Delivery address selection is the second filter. Most platforms require a zip code or address before showing full pricing. Your collection pipeline needs to interact with the delivery address selector on each platform, which requires session-based proxy usage that maintains the same IP across multiple requests within a shopping simulation.
Store selection applies on platforms that tie pricing to specific physical stores. Walmart Grocery and Target pricing varies by the selected fulfillment store. Collect pricing for each store location separately to build a truly comprehensive price database.
Building a Multi-Retailer Grocery Price Database
Grocery price comparison requires monitoring across several retailer categories.
Traditional grocery retailers with online ordering include Walmart Grocery, Kroger, Albertsons, Safeway, Publix, and regional chains. Each has different pricing structures, promotional cycles, and digital coupon programs. Collect base prices, sale prices, loyalty card prices, and digital coupon prices for the most complete comparison.

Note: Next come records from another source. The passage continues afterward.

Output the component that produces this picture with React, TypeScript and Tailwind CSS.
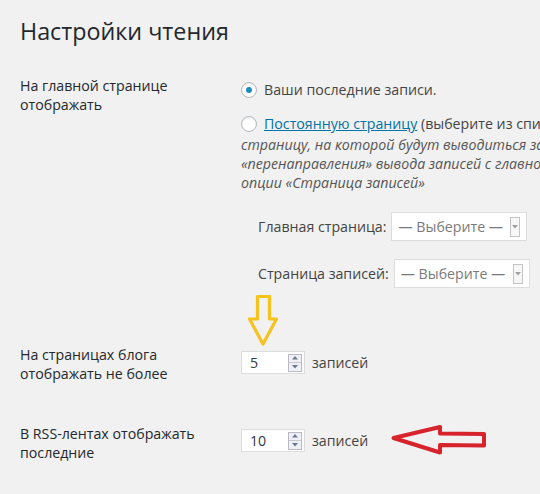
import React from "react";

function Radio({ checked }: { checked?: boolean }) {
  return (
    <span className="relative inline-flex w-[16px] h-[16px] shrink-0 items-center justify-center rounded-full border border-[#b4b9be] bg-white shadow-[inset_0_1px_2px_rgba(0,0,0,0.1)]">
      {checked && <span className="w-[6px] h-[6px] rounded-full bg-[#1e8cbe]" />}
    </span>
  );
}

function Select({ width }: { width: string }) {
  return (
    <div className={`flex items-center justify-between h-[29px] bg-white border border-[#dddddd] pl-[6px] pr-[6px] ${width}`}>
      <span className="text-[14.2px] text-[#7a7a7a]">— Выберите —</span>
      <span className="flex items-center justify-center w-[10px] h-[20px] border border-[#c4c4c4] bg-[#f7f7f7]">
        <svg width="6" height="4" viewBox="0 0 6 4">
          <path d="M0 0 L6 0 L3 3.5 Z" fill="#a0a0a0" />
        </svg>
      </span>
    </div>
  );
}

function NumberInput({ value }: { value: string }) {
  return (
    <div className="flex items-center justify-between w-[64px] h-[23px] bg-white border border-[#dddddd] pl-[8px] pr-[2px]">
      <span className="text-[14.2px] text-[#32373c]">{value}</span>
      <span className="flex flex-col w-[14px] h-[18px] border border-[#b9b9c8] bg-[#eef0f5]">
        <span className="flex flex-1 items-center justify-center border-b border-[#c6c8d4]">
          <svg width="6" height="4" viewBox="0 0 6 4"><path d="M0 3.5 L6 3.5 L3 0 Z" fill="#6b7691" /></svg>
        </span>
        <span className="flex flex-1 items-center justify-center">
          <svg width="6" height="4" viewBox="0 0 6 4"><path d="M0 0 L6 0 L3 3.5 Z" fill="#6b7691" /></svg>
        </span>
      </span>
    </div>
  );
}

export default function App() {
  return (
    <div
      className="relative w-[540px] h-[494px] overflow-hidden bg-[#f1f1f1] pl-[20px] text-[14.2px] leading-[19px] text-[#444]"
      style={{ fontFamily: '"Open Sans", "Noto Sans", sans-serif' }}
    >
      <h1 className="pt-[17px] text-[23.3px] leading-[29px] font-normal text-[#23282d]">Настройки чтения</h1>

      {/* Row 1 */}
      <div className="flex mt-[30px]">
        <div className="w-[221px] shrink-0 text-[#23282d]">
          На главной странице
          <br />
          отображать
        </div>
        <div className="pt-[4px] whitespace-nowrap">
          <div className="flex items-center gap-[7px]">
            <Radio checked />
            <span>Ваши последние записи.</span>
          </div>
          <div className="flex items-center gap-[7px] mt-[15px]">
            <Radio />
            <span>
              <span className="text-[#0073aa] underline">Постоянную страницу</span> (выберите из списка ниже)
            </span>
          </div>
          <div className="italic text-[#555] mt-[2px]">
            страницу, на которой будут выводиться записи блога, а также настройку
            <br />
            «перенаправления» вывода записей с главной страницы блога с помощью
            <br />
            опции «Страница записей»
          </div>
          <div className="pl-[17px] mt-[20px] flex flex-col gap-[18px]">
            <div className="flex items-center gap-[5px]">
              <span className="text-[#444]">Главная страница:</span>
              <Select width="w-[136px]" />
            </div>
            <div className="flex items-center gap-[5px]">
              <span className="text-[#444]">Страница записей:</span>
              <Select width="w-[136px]" />
            </div>
          </div>
        </div>
      </div>

      {/* Row 2 */}
      <div className="flex mt-[57px]">
        <div className="w-[221px] shrink-0 text-[#23282d]">
          На страницах блога
          <br />
          отображать не более
        </div>
        <div className="flex items-center gap-[7px] h-[23px] mt-[6px]">
          <NumberInput value="5" />
          <span>записей</span>
        </div>
      </div>

      {/* Row 3 */}
      <div className="flex mt-[41px]">
        <div className="w-[221px] shrink-0 text-[#23282d]">
          В RSS-лентах отображать
          <br />
          последние
        </div>
        <div className="flex items-center gap-[7px] h-[23px] mt-[5px]">
          <NumberInput value="10" />
          <span>записей</span>
        </div>
      </div>

      {/* Yellow arrow */}
      <svg className="absolute left-[248px] top-[295px]" width="31" height="52" viewBox="0 0 31 52">
        <path
          d="M9.5 1.5 L21.5 1.5 L21.5 24 L28.5 24 L15 49 L1.5 24 L9.5 24 Z"
          fill="none"
          stroke="#f6c21c"
          strokeWidth="3.2"
          strokeLinejoin="round"
        />
      </svg>

      {/* Red arrow */}
      <svg className="absolute left-[390px] top-[424px]" width="98" height="32" viewBox="0 0 98 32">
        <path
          d="M3.5 14 L50 3 L50 9.5 L94 10 L94 21.5 L50 21 L50 28.5 Z"
          fill="none"
          stroke="#d7232b"
          strokeWidth="4"
          strokeLinejoin="round"
        />
      </svg>
    </div>
  );
}
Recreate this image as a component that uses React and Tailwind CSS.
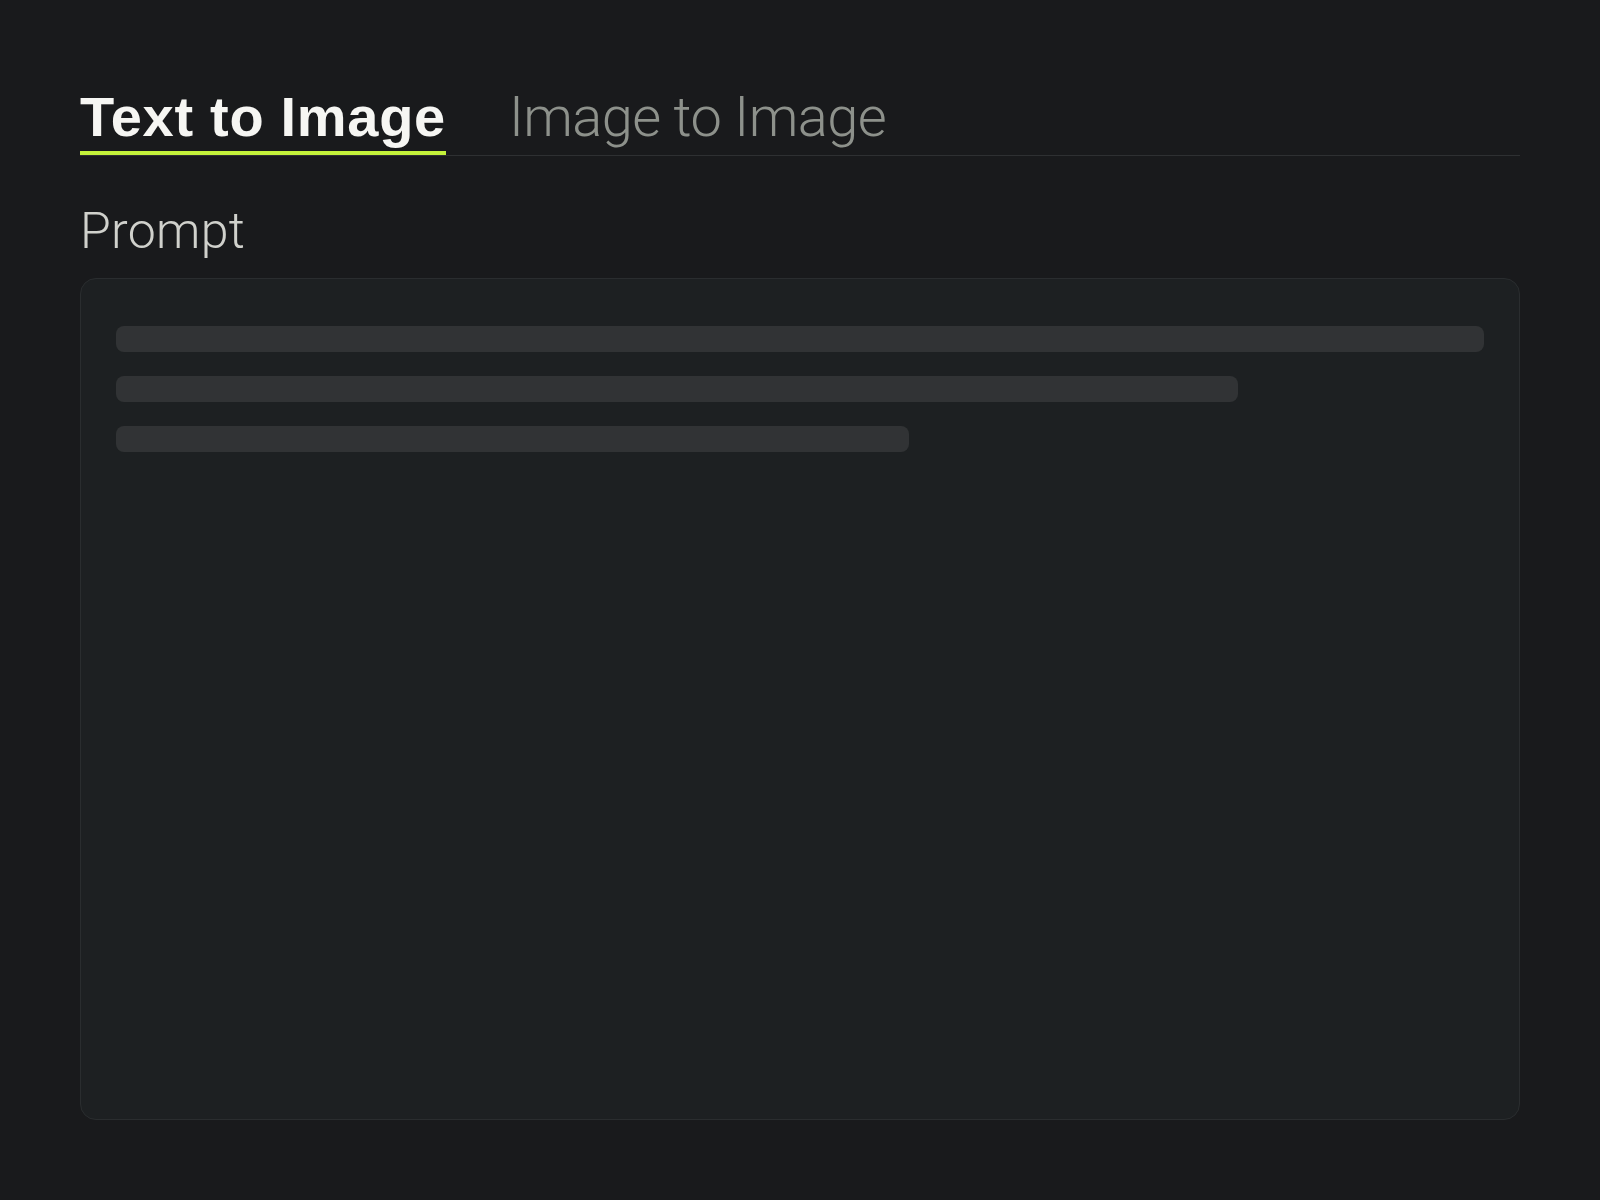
export default function App() {
  return (
    <div className="min-h-[1200px] w-full bg-[#191a1c] px-20 pt-[89px]" style={{ fontFamily: '"Liberation Sans", Arial, sans-serif' }}>
      <div className="flex gap-[63px] border-b border-[#2e3032]">
        <div className="border-b-4 border-[#c4f23a] pb-[6px] text-[56px] font-bold leading-[56px] tracking-[0.7px] text-[#f6f6f3]">
          Text to Image
        </div>
        <div
          className="border-b-4 border-transparent pb-[6px] text-[56px] font-light leading-[56px] tracking-[-0.6px] text-[#8d918b]"
          style={{ fontFamily: 'Roboto, "Liberation Sans", sans-serif' }}
        >
          Image to Image
        </div>
      </div>
      <div
        className="mt-[50px] text-[50px] font-light leading-[50px] tracking-[0.3px] text-[#d0d1cc]"
        style={{ fontFamily: 'Roboto, "Liberation Sans", sans-serif' }}
      >
        Prompt
      </div>
      <div className="mt-[22px] h-[842px] rounded-2xl border border-[#2a2d2f] bg-[#1d2022] px-[35px] pt-[47px]">
        <div className="flex flex-col gap-6">
          <div className="h-[26px] w-full rounded-lg bg-[#313335]" />
          <div className="h-[26px] w-[82%] rounded-lg bg-[#313335]" />
          <div className="h-[26px] w-[58%] rounded-lg bg-[#313335]" />
        </div>
      </div>
    </div>
  );
}
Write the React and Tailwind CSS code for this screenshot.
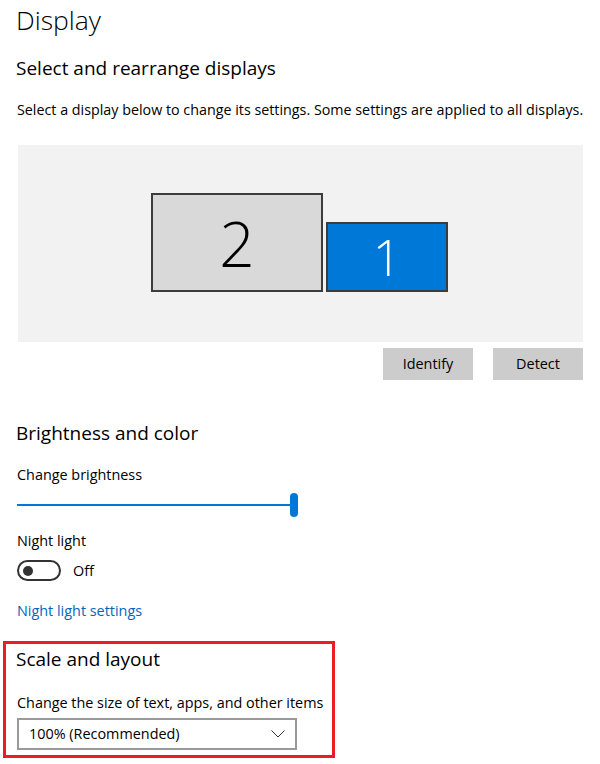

Delivery platforms like Instacart, Amazon Fresh, and FreshDirect add delivery markups and service fees that affect total cost comparison. Collect both the displayed product price and any visible platform fees. These platforms are particularly aggressive with anti-bot defenses because their pricing is a competitive differentiator.
Warehouse clubs including Costco and Sam's Club offer bulk pricing that requires per-unit calculation for meaningful comparison. Collect package sizes alongside prices to calculate and compare unit costs.
Specialty and organic retailers like Whole Foods, Sprouts, and Thrive Market serve a price-sensitive customer segment that actively comparison shops. These retailers expect and defend against price comparison scraping.
Route all collection through Hex Proxies residential proxies with appropriate geographic targeting. Use sticky sessions within each retailer to maintain location selection across product page navigation. Use per-request rotation when sweeping across many product categories within a single retailer to distribute request load.
Product Matching Across Retailers
The biggest technical challenge in grocery price comparison is not data collection but product matching. The same physical product may appear under different names, in different package sizes, with different UPC codes across retailers. A store-brand item has no cross-retailer equivalent.
Your collection pipeline should capture UPC barcodes when displayed, exact product names, brand, package size and unit count, price-per-unit when calculated by the retailer, and product images. This rich product data enables matching algorithms to identify the same product across retailers even when naming conventions differ.
Proxy-powered collection ensures you capture this complete product data set. Residential proxies access the full product pages that consumers see, including all data fields that simplified API responses might omit. This data completeness is essential for accurate cross-retailer product matching.
Grocery Price Intelligence Applications
Grocery price comparison data serves multiple stakeholders and business models.
Consumer-facing comparison apps and websites use this data to help shoppers find the best prices on their grocery lists. Accuracy depends entirely on collecting real local prices through geo-targeted residential proxies. Showing a consumer in Austin the Dallas price for an item destroys trust in the comparison service.
CPG brands use multi-retailer price monitoring to track how their products are priced relative to competitors across the retail landscape. Understanding which retailers price their products above or below the category average informs trade marketing and pricing strategy.
Grocery retailers themselves monitor competitor pricing to maintain competitive positioning. The geographic granularity of grocery pricing means this monitoring must happen market by market, not nationally. Residential proxies targeted to each market provide the local pricing intelligence retailers need.
Market research and analytics firms collect grocery pricing data to analyze inflation trends, category dynamics, and consumer spending patterns. The economic value of this data increases with geographic coverage and historical depth, both of which require sustained proxy-powered collection.